Fleur d’art - Tristan Corbière
Oui — Quel art jaloux dans Ta fine histoire !
Quels bibelots chers ! — Un bout de sonnet,
Un cœur gravé dans ta manière noire,
Des traits de canif à coups de stylet. —
Tout fier mon cœur porte à la boutonnière
Que tu lui taillas, un petit bouquet
D’immortelle rouge — Encor ta manière —
C’est du sang en fleur. Souvenir coquet.
Allons, pas de pleurs à notre mémoire !
— C’est la mâle-mort de l’amour ici —
Foin du myosotis, vieux sachet d’armoire !
Double femme, va !… Qu’un âne te braie !
Si tu n’étais fausse, eh serais-tu vraie ?…
L’amour est un duel : — Bien touché ! Merci.

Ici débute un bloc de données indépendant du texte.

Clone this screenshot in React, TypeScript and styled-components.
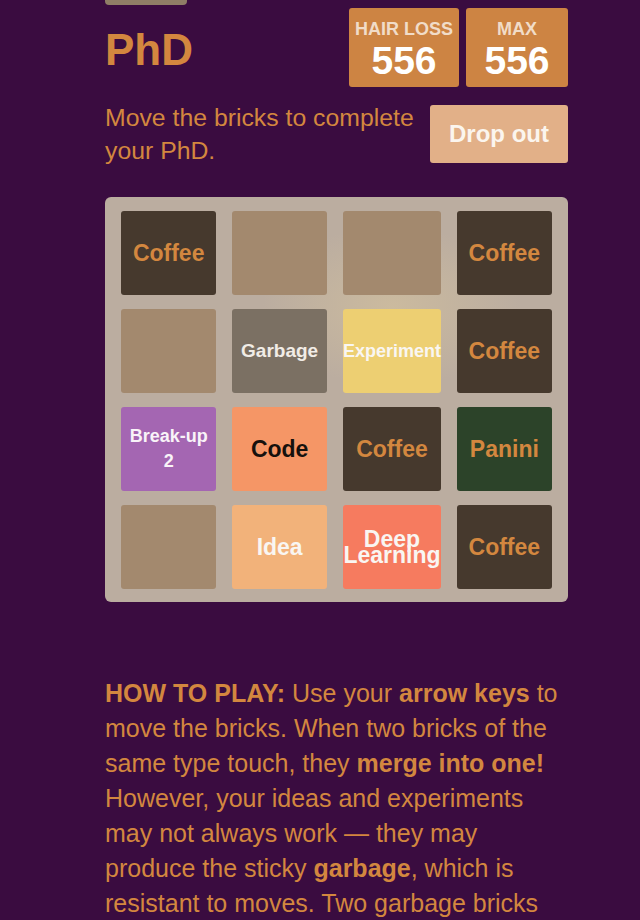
import React from "react";
import styled, { createGlobalStyle } from "styled-components";

const Global = createGlobalStyle`
  html, body { margin: 0; padding: 0; background: #3a0c40; }
  body { font-family: "Liberation Sans", Arial, sans-serif; }
`;

const Page = styled.div`
  width: 463px;
  margin-left: 105px;
  color: #d3873f;
`;

const TopStub = styled.div`
  width: 82px;
  height: 5px;
  background: #8f7e66;
  border-radius: 0 0 4px 4px;
`;

const Header = styled.div`
  display: flex;
  align-items: center;
  justify-content: space-between;
  margin-top: 3px;
`;

const Title = styled.h1`
  margin: 4px 0 0 0;
  font-size: 44px;
  font-weight: bold;
  line-height: 1;
  color: #d3873f;
`;

const Scores = styled.div`
  display: flex;
  gap: 7px;
`;

const ScoreBox = styled.div`
  box-sizing: border-box;
  min-width: 102px;
  height: 79px;
  padding: 10px 6px 5px;
  background: #cd8443;
  border-radius: 3px;
  text-align: center;
`;

const ScoreLabel = styled.div`
  font-size: 18px;
  line-height: 22px;
  font-weight: bold;
  color: #f1dcc8;
`;

const ScoreValue = styled.div`
  font-size: 39px;
  line-height: 42px;
  font-weight: bold;
  color: #ffffff;
`;

const IntroRow = styled.div`
  display: flex;
  align-items: center;
  justify-content: space-between;
  margin-top: 14px;
`;

const Intro = styled.p`
  margin: 0;
  width: 320px;
  font-size: 24.8px;
  line-height: 33px;
`;

const Button = styled.button`
  box-sizing: border-box;
  height: 58px;
  width: 138px;
  border: none;
  border-radius: 3px;
  background: #e2b088;
  color: #fbf5ee;
  font-family: inherit;
  font-size: 24px;
  font-weight: bold;
  padding: 0;
`;

const Board = styled.div`
  margin-top: 30px;
  box-sizing: border-box;
  width: 463px;
  padding: 14px 16px 13px;
  border-radius: 6px;
  background:
    radial-gradient(ellipse 130px 80px at 62% 27%, rgba(210, 192, 158, 0.7), rgba(210, 192, 158, 0)),
    #bbada0;
  display: grid;
  grid-template-columns: repeat(4, 1fr);
  grid-auto-rows: 84px;
  column-gap: 15.67px;
  row-gap: 14px;
`;

const Cell = styled.div<{ $bg: string; $fg: string; $size: number; $lh: number }>`
  border-radius: 3px;
  background: ${(p) => p.$bg};
  color: ${(p) => p.$fg};
  font-size: ${(p) => p.$size}px;
  line-height: ${(p) => p.$lh}px;
  font-weight: bold;
  display: flex;
  align-items: center;
`;

const CellText = styled.span`
  display: block;
  width: 100%;
  text-align: center;
`;

const Explanation = styled.p`
  margin: 74px 0 0 0;
  font-size: 25px;
  line-height: 35px;
`;

type Tile = {
  label?: React.ReactNode;
  bg: string;
  fg?: string;
  size?: number;
  lh?: number;
};

const EMPTY: Tile = { bg: "#a3896e" };
const COFFEE: Tile = { label: "Coffee", bg: "#46392d", fg: "#d3873f" };

const tiles: Tile[] = [
  COFFEE,
  EMPTY,
  EMPTY,
  COFFEE,
  EMPTY,
  { label: "Garbage", bg: "#7b7063", fg: "#f1ece6", size: 19 },
  { label: "Experiment", bg: "#edcf72", fg: "#f9f6f2", size: 18 },
  COFFEE,
  {
    label: (
      <>
        Break-up
        <br />2
      </>
    ),
    bg: "#a466b2",
    fg: "#f9f3f8",
    size: 18,
    lh: 25,
  },
  { label: "Code", bg: "#f59666", fg: "#16110d" },
  COFFEE,
  { label: "Panini", bg: "#2c4329", fg: "#d3873f" },
  EMPTY,
  { label: "Idea", bg: "#f2b27a", fg: "#f9f6f2" },
  { label: "Deep Learning", bg: "#f67b5f", fg: "#f9f6f2", lh: 16 },
  COFFEE,
];

export default function App() {
  return (
    <>
      <Global />
      <Page>
        <TopStub />
        <Header>
          <Title>PhD</Title>
          <Scores>
            <ScoreBox>
              <ScoreLabel>HAIR LOSS</ScoreLabel>
              <ScoreValue>556</ScoreValue>
            </ScoreBox>
            <ScoreBox>
              <ScoreLabel>MAX</ScoreLabel>
              <ScoreValue>556</ScoreValue>
            </ScoreBox>
          </Scores>
        </Header>
        <IntroRow>
          <Intro>Move the bricks to complete your PhD.</Intro>
          <Button>Drop out</Button>
        </IntroRow>
        <Board>
          {tiles.map((t, i) => (
            <Cell
              key={i}
              $bg={t.bg}
              $fg={t.fg ?? "#fff"}
              $size={t.size ?? 23}
              $lh={t.lh ?? 26}
            >
              {t.label ? <CellText>{t.label}</CellText> : null}
            </Cell>
          ))}
        </Board>
        <Explanation>
          <b>HOW TO PLAY:</b> Use your <b>arrow keys</b> to move the bricks. When two
          bricks of the same type touch, they <b>merge into one!</b> However, your
          ideas and experiments may not always work — they may produce the sticky{" "}
          <b>garbage</b>, which is resistant to moves. Two garbage bricks vanish when
          they merge.
        </Explanation>
      </Page>
    </>
  );
}
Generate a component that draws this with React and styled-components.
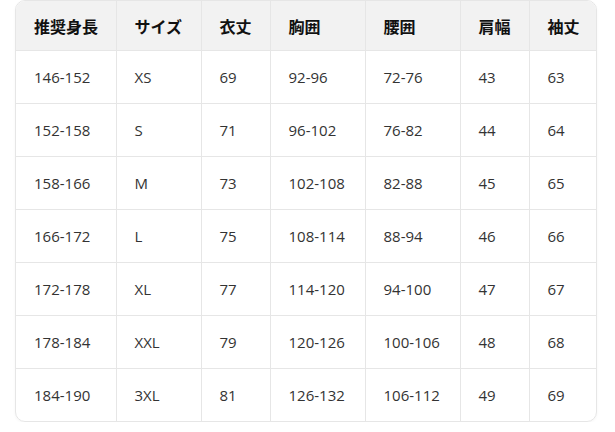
import styled, { createGlobalStyle } from 'styled-components';

const GlobalStyle = createGlobalStyle`
  body {
    margin: 0;
    background: #ffffff;
    font-family: "Open Sans", "Noto Sans CJK JP", sans-serif;
  }
`;

const Wrapper = styled.div`
  width: 582px;
  margin-left: 15px;
  border: 1px solid #e6e6e6;
  border-radius: 10px;
  overflow: hidden;
  box-shadow: 0 1px 3px rgba(0, 0, 0, 0.04);
  box-sizing: border-box;
`;

const Table = styled.table`
  width: 100%;
  border-collapse: collapse;
  table-layout: fixed;
`;

const HeadCell = styled.th`
  height: 49px;
  padding: 0 0 0 18px;
  text-align: left;
  background: #f2f2f2;
  color: #111;
  font-family: "Noto Sans CJK JP", sans-serif;
  font-size: 16px;
  font-weight: 700;
  border-right: 1px solid #e6e6e6;
  border-bottom: 1px solid #e6e6e6;
  &:last-child {
    border-right: none;
  }
`;

const Cell = styled.td`
  height: 52px;
  padding: 0 0 0 18px;
  color: #333;
  font-size: 15px;
  border-right: 1px solid #e6e6e6;
  border-bottom: 1px solid #e6e6e6;
  &:last-child {
    border-right: none;
  }
`;

const Row = styled.tr`
  &:last-child td {
    border-bottom: none;
  }
`;

const widths = [100, 85, 69, 95, 95, 69, 69];
const headers = ['推奨身長', 'サイズ', '衣丈', '胸囲', '腰囲', '肩幅', '袖丈'];
const rows = [
  ['146-152', 'XS', '69', '92-96', '72-76', '43', '63'],
  ['152-158', 'S', '71', '96-102', '76-82', '44', '64'],
  ['158-166', 'M', '73', '102-108', '82-88', '45', '65'],
  ['166-172', 'L', '75', '108-114', '88-94', '46', '66'],
  ['172-178', 'XL', '77', '114-120', '94-100', '47', '67'],
  ['178-184', 'XXL', '79', '120-126', '100-106', '48', '68'],
  ['184-190', '3XL', '81', '126-132', '106-112', '49', '69'],
];

const App = () => {
  return (
    <>
      <GlobalStyle />
      <Wrapper>
        <Table>
          <colgroup>
            {widths.map((w, i) => (
              <col key={i} style={{ width: w }} />
            ))}
          </colgroup>
          <thead>
            <tr>
              {headers.map((h) => (
                <HeadCell key={h}>{h}</HeadCell>
              ))}
            </tr>
          </thead>
          <tbody>
            {rows.map((r) => (
              <Row key={r[0]}>
                {r.map((v, i) => (
                  <Cell key={i}>{v}</Cell>
                ))}
              </Row>
            ))}
          </tbody>
        </Table>
      </Wrapper>
    </>
  );
};

export default App;
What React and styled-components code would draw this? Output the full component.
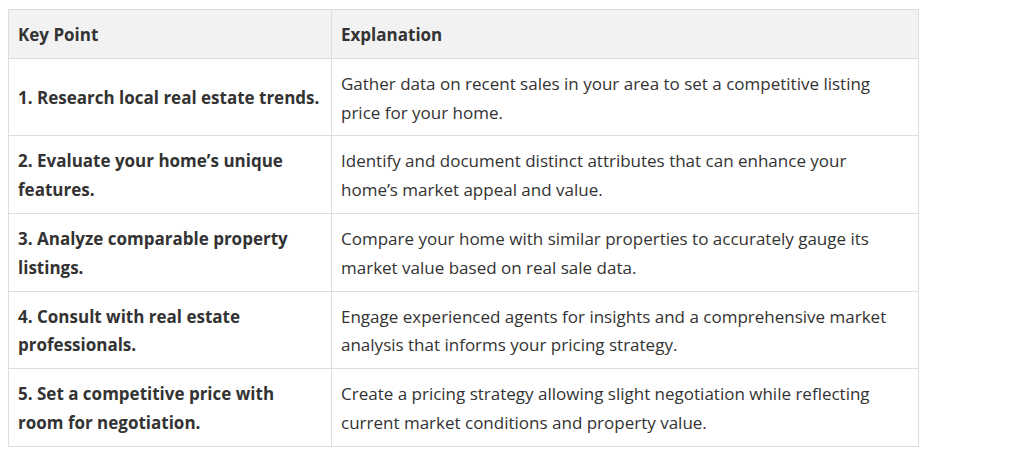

Publié en 1873 dans le recueil Les Amours jaunes
Tristan Corbière (1845-1875), poète breton au destin aussi bref que fulgurant, incarne une voix singulière dans la littérature du XIXᵉ siècle. Marqué par une santé fragile et un amour non partagé pour l’actrice Marcelle, il forge dans Les Amours jaunes (1873) une vision de l’amour à la fois cinglante et mélancolique, loin des clichés romantiques. Son poème Fleur d’art résume cette ambivalence : sous des apparences de légèreté (« souvenir coquet », « bout de sonnet »), il dépeint l’amour comme un duel sanglant, où l’immortelle rouge évoque autant la passion que la blessure (« c’est du sang en fleur »). Corbière y mêle ironie mordante (« Double femme, va !… Qu’un âne te braie ! ») et profondeur métaphysique, transformant le sentiment amoureux en une lutte entre vérité et artifice. Rejetant le lyrisme convenu, son style audacieux – ponctuations brutales, jeux de mots et images paradoxales – fait de lui un précurseur des symbolistes. Méconnu de son vivant, il doit sa postérité à Verlaine, qui le célébra parmi les « poètes maudits », révélant une œuvre où l’amour se vit en nuances de jaune : couleur de la trahison, de la maladie, mais aussi de l’or caché sous le fiel.